Market microstructure and price discovery

At the microstructure level, methods quantify which venue incorporates new information. Information share proposed by Joel Hasbrouck at New York University Stern School of Business decomposes contribution to price discovery using vector error correction models and is common in studies comparing centralized exchanges and on-chain decentralized venues. Variance-based spillover metrics such as the Diebold-Yilmaz spillover index by Francis X. Diebold at the University of Pennsylvania measure how shocks in one market transmit volatility to another, giving a system-wide leakage estimate. Hawkes-process models of order arrival and quoting intensity capture excitation and clustering of trades across markets and highlight mechanisms behind leakage, revealing whether on-chain events trigger concentrated off-chain reactions or vice versa.

Relevance, causes, and consequences

Causes of leakage include latency differences, privileged access to off-chain order books, algorithmic trading, and arbitrage through bridges and centralized custodians.
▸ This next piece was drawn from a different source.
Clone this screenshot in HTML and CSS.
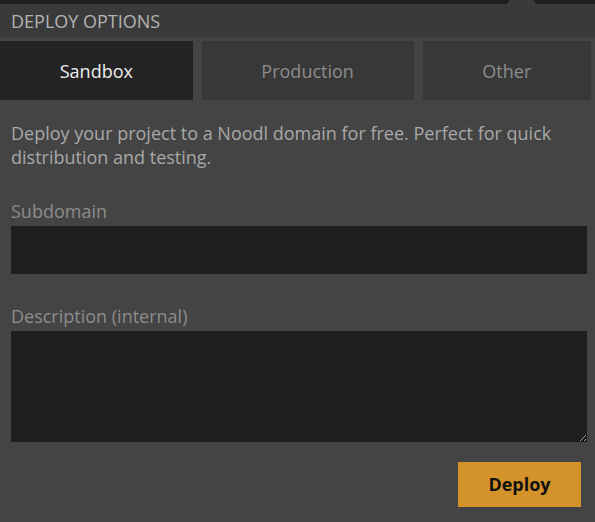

Consequences range from faster concentration of liquidity and amplified volatility to cultural effects on participant trust and territorial regulatory responses when cross-border off-chain actors influence local on-chain prices. Empirical application requires careful timestamp alignment, microsecond-level data when possible, and robustness checks across linear and nonlinear measures to avoid spurious detection. Combining complementary methods yields the strongest evidence: statistical causality for timing, information-share or spillover indices for magnitude, and point-process models for mechanism. This multi-method approach supports transparent, evidence-based policy and platform design to reduce harmful leakage.